For more than two decades, the institute maintained partnerships with the Toledo Museum of Art, the Toledo Symphony, WGTE PBS and NPR, and other key regional cultural organizations. He served as a member of and chair of the board of the Ohio Humanities Council, receiving its Richard Bjornson Award for distinguished service to the public humanities in Ohio.
His public teaching could be unorthodox but was much beloved. For years, he visited Toledo public schools dressed as Charlemagne, in robes and a crown, and answered students' questions in character.
He also pressed the university and the city to celebrate its jazz history. He argued for greater recognition of Art Tatum, the Toledo-born pianist, blind in one eye and with limited sight in the other, whom many musicians consider the most technically accomplished in the instrument's history.
In 2000, working through the institute, Dr. Ray helped bring the singer Jon Hendricks, another Toledo native and a pioneer of vocalese, to the university as a distinguished professor of jazz studies, a post Mr. Hendricks held until 2016. Mr. Hendricks, who had studied informally with Tatum as a young man, taught a course on jazz and American society that drew large enrollments.
Roger Ray's other great love was cooking. He was an outstanding home chef, having lived next door to Julia Child and her husband Paul while a visiting scholar in Boston. His dinner parties, many based on Julia's book Mastering the Art of French Cooking, are still remembered by his friends.

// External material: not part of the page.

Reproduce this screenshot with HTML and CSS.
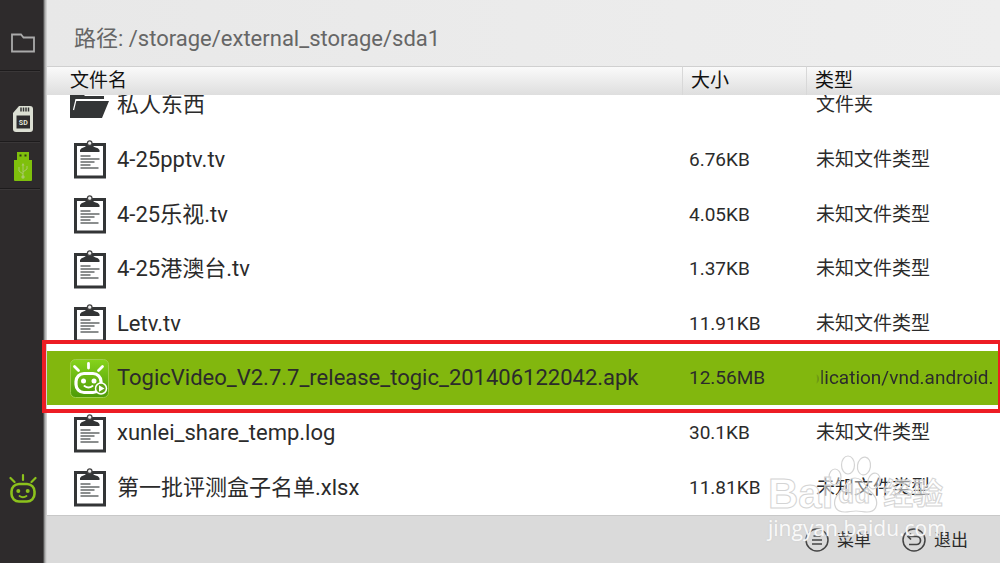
FILE: index.html
```html
<!DOCTYPE html>
<html lang="zh-CN">
<head>
    <meta charset="UTF-8">
    <meta name="viewport" content="width=device-width, initial-scale=1.0">
    <title>文件名</title>
    <link rel="stylesheet" href="styles.css">
</head>
<body>

    <!-- shared icons -->
    <svg class="sprite" width="0" height="0">
        <symbol id="clipboard" viewBox="0 0 39 39">
            <path d="M5.500 4.500h29v32.500h-29z" fill="#fff" stroke="#333536" stroke-width="3"/>
            <path d="M10 12v-2q1-2 4-2.800 2.500-.7 3-4.200h5q.5 3.500 3 4.200 3.500.8 4.500 2.800v2z" fill="#333536"/>
            <circle cx="19.700" cy="3.200" r="2.300" fill="#eee" stroke="#444" stroke-width="1.300"/>
            <path d="M10.500 16h10M10.500 19h19M10.500 22h14M10.500 25h10M10.500 28h18" stroke="#66696a" stroke-width="1.300"/>
        </symbol>
        <symbol id="robot" viewBox="0 0 28 30">
            <g fill="none" stroke="currentColor" stroke-linecap="round">
                <rect x="2.500" y="11" width="23" height="17.500" rx="7.500" stroke-width="2.600"/>
                <path d="M14 2v5M1.500 5l4 4M26.500 5l-4 4" stroke-width="2.200"/>
                <path d="M10.500 23q3.500 2.500 7 0" stroke-width="1.800"/>
            </g>
            <circle cx="9.300" cy="18" r="2" fill="currentColor"/>
            <circle cx="18.700" cy="18" r="2" fill="currentColor"/>
        </symbol>
    </svg>

    <nav class="sidebar">
        <button class="side-item folder" aria-label="文件夹">
            <svg width="24" height="20" viewBox="0 0 24 20"><path d="M1 18.500V1.500h9l2.500 3H23v14z" fill="none" stroke="#aaa" stroke-width="1.800"/></svg>
        </button>
        <button class="side-item sd" aria-label="SD">
            <svg width="22" height="28" viewBox="0 0 22 28">
                <path d="M7 1h11q3 0 3 3v20q0 3-3 3H4q-3 0-3-3V8z" fill="#dcdfd3"/>
                <path d="M9 2.500v4M11.500 2.500v4M14 2.500v4M16.500 2.500v4" stroke="#333" stroke-width="1.500"/>
                <path d="M4.500 10.500h13.500v13h-13.500z" fill="#2e2c2d"/>
                <text x="11.300" y="19.500" class="sd-text">SD</text>
            </svg>
        </button>
        <button class="side-item usb" aria-label="USB">
            <svg width="18" height="29" viewBox="0 0 18 29">
                <path d="M3 0h12v8h3v20q0 1-1 1H1q-1 0-1-1V8h3z" fill="#7fc00c"/>
                <path d="M5.500 2.500h2v2h-2zM10.500 2.500h2v2h-2z" fill="#2e3a10"/>
                <path d="M9 12v14M9 22l-4-3v-4M9 20l4-3v-3" fill="none" stroke="#a9c96a" stroke-width="1"/>
                <path d="M7.500 13.500 9 11l1.500 2.500z" fill="#a9c96a"/>
                <circle cx="9" cy="25" r="1.700" fill="#a9c96a"/>
            </svg>
        </button>
        <button class="side-item togic" aria-label="Togic"><svg width="28" height="30"><use href="#robot"/></svg></button>
    </nav>

    <main class="content">
        <header class="path">路径: /storage/external_storage/sda1</header>

        <div class="file-list">
            <table class="files">
                <thead>
                    <tr><th class="name">文件名</th><th class="size">大小</th><th class="type">类型</th></tr>
                </thead>
                <tbody>
                    <tr>
                        <td class="name"><div class="file">
                            <svg class="icon" viewBox="0 0 39 39"><path d="M0 32V8h13l2 2h19v3H6L3 23l2-8h34l-7 17z" fill="#333536"/><path d="M3.500 24 6 13.500h28" fill="none" stroke="#fff" stroke-width="1.200"/></svg>
                            私人东西</div></td>
                        <td class="size"></td>
                        <td class="type">文件夹</td>
                    </tr>
                    <tr>
                        <td class="name"><div class="file"><svg class="icon"><use href="#clipboard"/></svg>4-25pptv.tv</div></td>
                        <td class="size">6.76KB</td>
                        <td class="type">未知文件类型</td>
                    </tr>
                    <tr>
                        <td class="name"><div class="file"><svg class="icon"><use href="#clipboard"/></svg>4-25乐视.tv</div></td>
                        <td class="size">4.05KB</td>
                        <td class="type">未知文件类型</td>
                    </tr>
                    <tr>
                        <td class="name"><div class="file"><svg class="icon"><use href="#clipboard"/></svg>4-25港澳台.tv</div></td>
                        <td class="size">1.37KB</td>
                        <td class="type">未知文件类型</td>
                    </tr>
                    <tr>
                        <td class="name"><div class="file"><svg class="icon"><use href="#clipboard"/></svg>Letv.tv</div></td>
                        <td class="size">11.91KB</td>
                        <td class="type">未知文件类型</td>
                    </tr>
                    <tr class="selected">
                        <td class="name"><div class="file">
                            <svg class="icon" viewBox="0 0 39 39">
                                <defs><linearGradient id="app" x1="0" y1="0" x2="0" y2="1"><stop offset="0" stop-color="#86d31b"/><stop offset="1" stop-color="#4d9a08"/></linearGradient></defs>
                                <rect x=".5" y=".5" width="38" height="38" rx="5" fill="url(#app)" stroke="#9fce4c"/>
                                <g fill="none" stroke="#fff" stroke-linecap="round">
                                    <rect x="6" y="14.500" width="25" height="19" rx="8" stroke-width="3.200"/>
                                    <path d="M18.500 4.500v4.500M4.500 7.500l4 4M32.500 7.500l-4 4" stroke-width="2.800"/>
                                    <path d="M14.500 27q4 3 8 0" stroke-width="2"/>
                                </g>
                                <circle cx="13.500" cy="22" r="2.500" fill="#fff"/>
                                <circle cx="24" cy="22" r="2.500" fill="#fff"/>
                                <circle cx="31" cy="29.500" r="5.500" fill="#61a516" stroke="#fff" stroke-width="1.500"/>
                                <path d="M29 26.200v6.600l5.500-3.300z" fill="#fff"/>
                            </svg>
                            TogicVideo_V2.7.7_release_togic_201406122042.apk</div></td>
                        <td class="size">12.56MB</td>
                        <td class="type"><div class="marquee">plication/vnd.android.</div></td>
                    </tr>
                    <tr>
                        <td class="name"><div class="file"><svg class="icon"><use href="#clipboard"/></svg>xunlei_share_temp.log</div></td>
                        <td class="size">30.1KB</td>
                        <td class="type">未知文件类型</td>
                    </tr>
                    <tr>
                        <td class="name"><div class="file"><svg class="icon"><use href="#clipboard"/></svg>第一批评测盒子名单.xlsx</div></td>
                        <td class="size">11.81KB</td>
                        <td class="type">未知文件类型</td>
                    </tr>
                </tbody>
            </table>
        </div>

        <footer class="actions">
            <button class="action">
                <svg width="24" height="24" viewBox="0 0 24 24" fill="none" stroke="#444"><circle cx="12" cy="12" r="11" stroke-width="1.500"/><path d="M8.500 8h7M7 12h10M7 16h10" stroke-width="1.700"/></svg>
                菜单
            </button>
            <button class="action">
                <svg width="24" height="24" viewBox="0 0 24 24" fill="none" stroke="#444"><circle cx="12" cy="12" r="11" stroke-width="1.500"/><path d="M9 5.500 6 8.500l3 3M6 8.500h8.500a4 4 0 0 1 0 8H7" stroke-width="1.700"/></svg>
                退出
            </button>
        </footer>
    </main>

    <div class="highlight"></div>

    <div class="watermark">
        <svg class="paw" width="56" height="60" viewBox="0 0 56 60" fill="#fff" fill-opacity=".4" stroke="#d4d4d4" stroke-width="1.200">
            <ellipse cx="7" cy="22" rx="6" ry="8"/>
            <ellipse cx="20" cy="10" rx="6.500" ry="9"/>
            <ellipse cx="36" cy="11" rx="6.500" ry="9" transform="rotate(8 36 11)"/>
            <ellipse cx="46" cy="26" rx="6" ry="8" transform="rotate(15 46 26)"/>
            <path d="M27 23c-7 0-9 8-14 13-10 9-8 21 4 21 4 0 7-1 11-1s7 1 11 1c11 0 13-12 4-20-6-6-8-14-16-14z"/>
        </svg>
        <div class="brand"><span>Bai</span><span class="du">du</span><span class="cn">经验</span></div>
        <div class="site">jingyan.baidu.com</div>
    </div>

</body>
</html>
```
FILE: styles.css
```css
* {
    box-sizing: border-box;
}
body {
    position: relative;
    display: flex;
    height: 100vh;
    margin: 0;
    overflow: hidden;
    font-family: Roboto, "Noto Sans CJK SC", sans-serif;
    color: #2b2b2b;
    background: #fff;
}
button {
    padding: 0;
    border: 0;
    background: none;
    font: inherit;
    color: inherit;
    cursor: pointer;
}
svg {
    display: block;
    flex: none;
}
.sprite {
    position: absolute;
}

/* sidebar */
.sidebar {
    display: flex;
    flex-direction: column;
    flex: none;
    width: 47px;
    padding-right: 3px;
    background: linear-gradient(to right, #2e2b2c 43px, #777 44px, #aaa 45px, #ddd);
}
.side-item {
    display: flex;
    justify-content: center;
    align-items: flex-end;
    width: 40px;
    padding: 0 0 8px 5px;
    border-bottom: 1px solid #1d1b1c;
    box-shadow: 0 1px #3a3738;
}
.folder {
    height: 71px;
    padding-bottom: 17px;
}
.sd {
    height: 71px;
}
.usb {
    height: 47px;
    padding-bottom: 7px;
}
.togic {
    margin-top: auto;
    padding-bottom: 60px;
    border: 0;
    box-shadow: none;
    color: #8cc21c;
}
.sd-text {
    font-size: 7px;
    font-weight: bold;
    text-anchor: middle;
    fill: #e4e6dc;
}

/* main area */
.content {
    display: flex;
    flex-direction: column;
    flex: 1;
    min-width: 0;
}
.path {
    display: flex;
    align-items: center;
    flex: none;
    height: 66px;
    padding: 6px 27px 0;
    font-size: 22px;
    color: #666;
    background: linear-gradient(to right, #e8e8e8, #eee);
}

/* opens scrolled to the last row */
.file-list {
    display: flex;
    flex-direction: column-reverse;
    flex: 1;
    min-height: 0;
    overflow-y: auto;
    scrollbar-width: none;
}
.files {
    flex: none;
    width: 100%;
    height: 466px;
    table-layout: fixed;
    border-collapse: separate;
    border-spacing: 0;
    font-size: 19px;
}
.files th {
    position: sticky;
    top: 0;
    z-index: 1;
    height: 29px;
    padding: 0 8px;
    border-top: 1px solid #d0d0d0;
    text-align: left;
    font-weight: normal;
    line-height: 24px;
    color: #111;
    background: linear-gradient(#fafafa, #dedede);
}
.files th + th {
    border-left: 1px solid #d8d8d8;
}
.files td {
    height: 54px;
    padding: 0 0 0 7px;
    line-height: 24px;
    white-space: nowrap;
}
.files .name {
    padding-left: 23px;
}
.files th.size {
    width: 124px;
}
.files th.type {
    width: 194px;
}
.files td.type {
    padding-left: 10px;
}
.file {
    display: flex;
    align-items: center;
    gap: 8px;
    font-size: 22px;
}
.icon {
    width: 39px;
    height: 39px;
}
.selected {
    background: #82b70e;
}
.marquee {
    overflow: hidden;
    text-indent: -7px;
    -webkit-mask-image: linear-gradient(to right, transparent, #000 8px);
    mask-image: linear-gradient(to right, transparent, #000 8px);
}

/* bottom bar */
.actions {
    display: flex;
    justify-content: flex-end;
    align-items: center;
    flex: none;
    gap: 31px;
    height: 48px;
    padding-right: 32px;
    border-top: 1px solid #c8c8c8;
    background: #dadada;
}
.action {
    display: flex;
    align-items: center;
    gap: 8px;
    font-size: 17px;
    line-height: 24px;
}

/* frame around the selected file */
.highlight {
    position: absolute;
    left: 42px;
    right: 0;
    bottom: 150px;
    height: 73px;
    border: 4px solid #ed1c24;
    border-right-width: 2px;
    pointer-events: none;
}
.highlight::before,
.highlight::after {
    content: "";
    position: absolute;
    left: 1px;
    right: 0;
    height: 6px;
    background: #fff;
}
.highlight::before {
    top: 0;
}
.highlight::after {
    bottom: 0;
    height: 4px;
}

/* watermark */
.watermark {
    position: absolute;
    right: 54px;
    bottom: 22px;
    width: 178px;
    pointer-events: none;
}
.paw {
    position: absolute;
    left: 60px;
    bottom: 26px;
}
.brand {
    position: relative;
    display: flex;
    align-items: center;
    height: 42px;
    font-family: "Liberation Sans", "Noto Sans CJK SC", sans-serif;
    font-size: 42px;
    line-height: 42px;
    font-weight: bold;
    color: rgba(255, 255, 255, 0.5);
    -webkit-text-stroke: 1px #d4d4d4;
}
.du {
    padding: 0 13px 0 5px;
    font-size: 26px;
}
.cn {
    font-size: 30px;
}
.site {
    position: relative;
    font-family: "Open Sans", sans-serif;
    font-size: 21px;
    line-height: 26px;
    color: rgba(255, 255, 255, 0.9);
    text-shadow: 0 0 2px #ccc;
}
```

In addition to his wife, Dr. Ray is survived by his daughter, Leah Ann Ray, from his first marriage to Alice Chumbley Lora; his sister, Jan Ray Turbeville; and his grandson, Dexter Ray Grzyb. His son, John Jeffrey Ray, a jazz guitarist, died in an accident in 2014.
A memorial service will take place later this year. The family invites gifts in his memory to the Roger Ray Institute for the Humanities at the University of Toledo.